Count every line of the listing where the string "document" occurs, and reply with the count alone.

>>>

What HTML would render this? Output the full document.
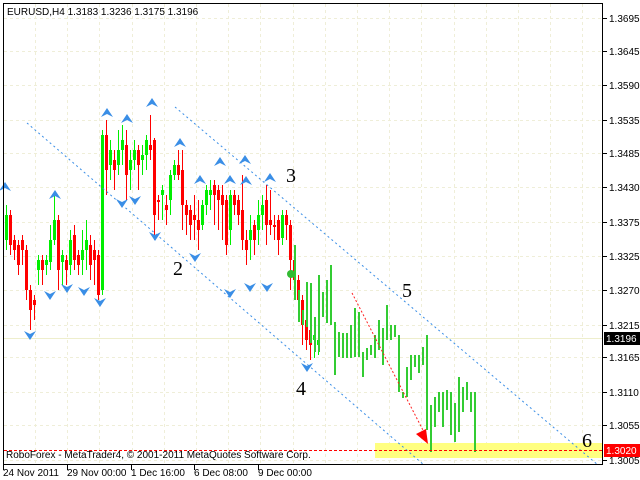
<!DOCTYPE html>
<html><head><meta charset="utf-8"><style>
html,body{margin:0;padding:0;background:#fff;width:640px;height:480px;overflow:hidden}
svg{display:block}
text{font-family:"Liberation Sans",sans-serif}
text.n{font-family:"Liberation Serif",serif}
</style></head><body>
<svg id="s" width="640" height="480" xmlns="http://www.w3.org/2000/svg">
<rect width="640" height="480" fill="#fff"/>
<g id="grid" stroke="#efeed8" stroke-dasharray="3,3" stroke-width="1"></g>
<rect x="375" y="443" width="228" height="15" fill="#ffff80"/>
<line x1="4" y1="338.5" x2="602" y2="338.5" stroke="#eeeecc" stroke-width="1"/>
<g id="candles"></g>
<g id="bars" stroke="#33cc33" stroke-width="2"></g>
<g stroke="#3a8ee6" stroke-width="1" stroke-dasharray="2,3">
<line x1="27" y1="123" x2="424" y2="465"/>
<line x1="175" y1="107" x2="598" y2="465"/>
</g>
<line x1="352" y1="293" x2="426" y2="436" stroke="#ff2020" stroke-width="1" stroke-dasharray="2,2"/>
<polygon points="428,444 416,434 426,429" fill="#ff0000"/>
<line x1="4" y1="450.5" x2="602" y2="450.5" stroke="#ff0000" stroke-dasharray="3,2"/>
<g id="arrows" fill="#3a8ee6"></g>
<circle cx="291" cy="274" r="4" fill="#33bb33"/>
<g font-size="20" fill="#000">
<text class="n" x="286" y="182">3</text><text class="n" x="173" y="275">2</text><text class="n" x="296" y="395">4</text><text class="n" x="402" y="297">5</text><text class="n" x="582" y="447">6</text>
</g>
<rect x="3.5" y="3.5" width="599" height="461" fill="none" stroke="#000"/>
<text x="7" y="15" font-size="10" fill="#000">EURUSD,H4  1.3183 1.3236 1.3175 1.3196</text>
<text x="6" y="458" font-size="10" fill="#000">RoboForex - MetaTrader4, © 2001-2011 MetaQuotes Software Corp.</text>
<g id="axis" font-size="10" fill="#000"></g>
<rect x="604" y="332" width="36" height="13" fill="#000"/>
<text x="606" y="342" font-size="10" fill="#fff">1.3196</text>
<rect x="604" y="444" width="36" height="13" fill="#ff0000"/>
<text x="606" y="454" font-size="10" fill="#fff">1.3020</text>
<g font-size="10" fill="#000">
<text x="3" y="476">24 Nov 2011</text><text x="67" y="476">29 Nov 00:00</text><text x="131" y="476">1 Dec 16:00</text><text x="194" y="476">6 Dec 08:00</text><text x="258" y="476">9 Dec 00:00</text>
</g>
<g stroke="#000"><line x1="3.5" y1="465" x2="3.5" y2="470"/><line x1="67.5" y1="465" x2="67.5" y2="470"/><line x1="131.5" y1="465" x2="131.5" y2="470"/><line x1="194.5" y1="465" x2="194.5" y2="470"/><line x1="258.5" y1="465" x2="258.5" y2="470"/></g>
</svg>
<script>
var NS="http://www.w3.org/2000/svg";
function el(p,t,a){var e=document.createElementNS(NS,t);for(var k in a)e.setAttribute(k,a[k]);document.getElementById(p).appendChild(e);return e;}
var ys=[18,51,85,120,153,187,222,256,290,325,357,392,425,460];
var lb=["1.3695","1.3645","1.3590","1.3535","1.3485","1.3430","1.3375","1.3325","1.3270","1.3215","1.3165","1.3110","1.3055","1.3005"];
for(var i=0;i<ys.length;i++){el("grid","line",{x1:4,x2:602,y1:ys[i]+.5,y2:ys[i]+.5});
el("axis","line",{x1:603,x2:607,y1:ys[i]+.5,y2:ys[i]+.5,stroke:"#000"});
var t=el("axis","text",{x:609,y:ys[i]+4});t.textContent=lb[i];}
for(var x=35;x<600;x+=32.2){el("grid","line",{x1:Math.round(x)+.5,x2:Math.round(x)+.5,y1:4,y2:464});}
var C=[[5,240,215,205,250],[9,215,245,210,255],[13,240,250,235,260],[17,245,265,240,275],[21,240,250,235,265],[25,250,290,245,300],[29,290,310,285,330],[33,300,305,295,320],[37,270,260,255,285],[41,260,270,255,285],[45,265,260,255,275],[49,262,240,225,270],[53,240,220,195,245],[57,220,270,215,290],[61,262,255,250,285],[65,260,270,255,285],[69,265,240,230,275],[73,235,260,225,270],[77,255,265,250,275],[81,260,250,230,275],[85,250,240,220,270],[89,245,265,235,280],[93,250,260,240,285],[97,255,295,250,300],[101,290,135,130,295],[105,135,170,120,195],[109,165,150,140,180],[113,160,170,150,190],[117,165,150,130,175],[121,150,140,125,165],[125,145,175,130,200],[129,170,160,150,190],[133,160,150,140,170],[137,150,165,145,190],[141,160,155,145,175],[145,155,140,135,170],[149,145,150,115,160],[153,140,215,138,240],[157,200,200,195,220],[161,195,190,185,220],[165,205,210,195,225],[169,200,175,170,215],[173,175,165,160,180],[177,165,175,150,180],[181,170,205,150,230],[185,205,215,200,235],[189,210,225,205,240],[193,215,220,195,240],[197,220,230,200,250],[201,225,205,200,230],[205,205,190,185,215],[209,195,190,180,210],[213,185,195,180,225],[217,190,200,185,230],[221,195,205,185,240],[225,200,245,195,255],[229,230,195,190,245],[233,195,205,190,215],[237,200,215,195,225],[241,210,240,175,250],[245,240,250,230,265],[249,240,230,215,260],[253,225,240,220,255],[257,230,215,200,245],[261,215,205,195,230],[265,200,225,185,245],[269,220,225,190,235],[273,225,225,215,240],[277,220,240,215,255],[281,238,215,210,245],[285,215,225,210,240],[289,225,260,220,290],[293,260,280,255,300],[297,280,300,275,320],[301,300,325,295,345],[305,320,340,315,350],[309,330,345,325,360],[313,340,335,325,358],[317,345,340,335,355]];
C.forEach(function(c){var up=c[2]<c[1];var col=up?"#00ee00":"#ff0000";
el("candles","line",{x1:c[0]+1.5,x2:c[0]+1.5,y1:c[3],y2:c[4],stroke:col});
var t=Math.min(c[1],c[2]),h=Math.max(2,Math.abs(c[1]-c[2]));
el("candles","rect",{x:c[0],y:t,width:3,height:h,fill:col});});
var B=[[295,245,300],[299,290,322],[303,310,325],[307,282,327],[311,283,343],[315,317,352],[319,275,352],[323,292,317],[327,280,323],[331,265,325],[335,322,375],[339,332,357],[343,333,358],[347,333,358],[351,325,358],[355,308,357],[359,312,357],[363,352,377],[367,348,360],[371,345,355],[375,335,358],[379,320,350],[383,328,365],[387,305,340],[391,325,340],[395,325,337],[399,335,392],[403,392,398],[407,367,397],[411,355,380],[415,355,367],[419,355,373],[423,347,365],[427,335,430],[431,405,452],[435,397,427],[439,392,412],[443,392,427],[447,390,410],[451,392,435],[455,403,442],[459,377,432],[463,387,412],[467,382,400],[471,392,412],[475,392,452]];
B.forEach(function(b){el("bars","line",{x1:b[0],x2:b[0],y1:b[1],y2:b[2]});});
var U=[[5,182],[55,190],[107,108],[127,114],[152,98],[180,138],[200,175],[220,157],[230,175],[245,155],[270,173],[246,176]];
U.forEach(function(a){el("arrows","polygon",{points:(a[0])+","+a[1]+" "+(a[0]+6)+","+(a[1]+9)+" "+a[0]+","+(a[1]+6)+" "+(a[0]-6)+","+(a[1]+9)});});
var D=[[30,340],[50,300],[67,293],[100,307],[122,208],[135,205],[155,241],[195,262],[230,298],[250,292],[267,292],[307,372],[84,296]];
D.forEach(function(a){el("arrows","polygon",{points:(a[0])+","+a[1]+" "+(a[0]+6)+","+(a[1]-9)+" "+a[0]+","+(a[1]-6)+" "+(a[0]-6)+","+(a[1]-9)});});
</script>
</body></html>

<<<
>>>

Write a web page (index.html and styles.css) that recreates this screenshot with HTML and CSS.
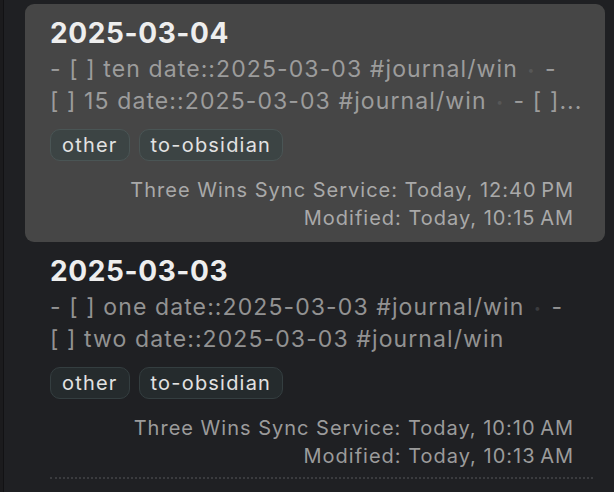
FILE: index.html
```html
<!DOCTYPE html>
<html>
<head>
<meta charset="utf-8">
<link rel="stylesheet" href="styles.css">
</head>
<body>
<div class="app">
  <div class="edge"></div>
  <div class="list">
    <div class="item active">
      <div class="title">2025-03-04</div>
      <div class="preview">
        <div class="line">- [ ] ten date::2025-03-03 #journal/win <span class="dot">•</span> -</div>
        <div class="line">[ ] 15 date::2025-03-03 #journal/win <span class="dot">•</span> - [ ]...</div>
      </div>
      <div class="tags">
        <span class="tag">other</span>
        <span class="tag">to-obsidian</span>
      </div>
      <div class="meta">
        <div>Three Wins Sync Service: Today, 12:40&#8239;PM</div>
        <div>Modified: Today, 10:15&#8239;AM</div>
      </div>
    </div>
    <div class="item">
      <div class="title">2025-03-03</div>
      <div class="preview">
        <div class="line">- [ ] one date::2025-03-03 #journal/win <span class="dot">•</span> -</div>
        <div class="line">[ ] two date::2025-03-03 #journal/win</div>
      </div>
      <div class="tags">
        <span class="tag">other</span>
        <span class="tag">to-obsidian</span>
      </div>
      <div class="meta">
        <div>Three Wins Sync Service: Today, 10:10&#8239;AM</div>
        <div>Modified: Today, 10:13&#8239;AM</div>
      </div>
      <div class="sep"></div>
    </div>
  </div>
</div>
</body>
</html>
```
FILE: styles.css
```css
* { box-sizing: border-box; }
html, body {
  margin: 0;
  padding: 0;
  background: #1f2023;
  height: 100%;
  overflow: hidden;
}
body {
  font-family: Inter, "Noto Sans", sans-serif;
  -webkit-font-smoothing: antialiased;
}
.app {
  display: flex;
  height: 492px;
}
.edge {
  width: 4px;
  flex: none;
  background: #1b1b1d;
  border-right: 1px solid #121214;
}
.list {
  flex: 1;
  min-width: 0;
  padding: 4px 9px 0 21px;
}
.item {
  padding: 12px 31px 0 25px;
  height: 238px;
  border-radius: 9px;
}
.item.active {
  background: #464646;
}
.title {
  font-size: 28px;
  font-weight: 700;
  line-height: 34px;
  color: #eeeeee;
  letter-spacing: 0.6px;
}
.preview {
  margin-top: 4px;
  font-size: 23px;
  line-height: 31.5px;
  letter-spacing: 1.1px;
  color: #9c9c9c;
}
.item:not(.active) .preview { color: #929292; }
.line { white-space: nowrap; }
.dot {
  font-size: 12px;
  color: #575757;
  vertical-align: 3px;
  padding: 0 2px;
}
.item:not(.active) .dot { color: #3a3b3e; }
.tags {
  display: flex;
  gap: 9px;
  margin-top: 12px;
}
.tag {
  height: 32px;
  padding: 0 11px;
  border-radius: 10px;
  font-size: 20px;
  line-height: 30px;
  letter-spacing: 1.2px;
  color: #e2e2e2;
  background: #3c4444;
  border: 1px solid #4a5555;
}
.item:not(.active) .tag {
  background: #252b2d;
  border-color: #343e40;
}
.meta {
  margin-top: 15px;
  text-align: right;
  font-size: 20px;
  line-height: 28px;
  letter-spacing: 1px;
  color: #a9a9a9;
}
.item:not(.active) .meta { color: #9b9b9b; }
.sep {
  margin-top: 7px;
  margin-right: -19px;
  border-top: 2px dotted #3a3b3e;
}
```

<<<

▶ _CORRECT RESPONSE_
2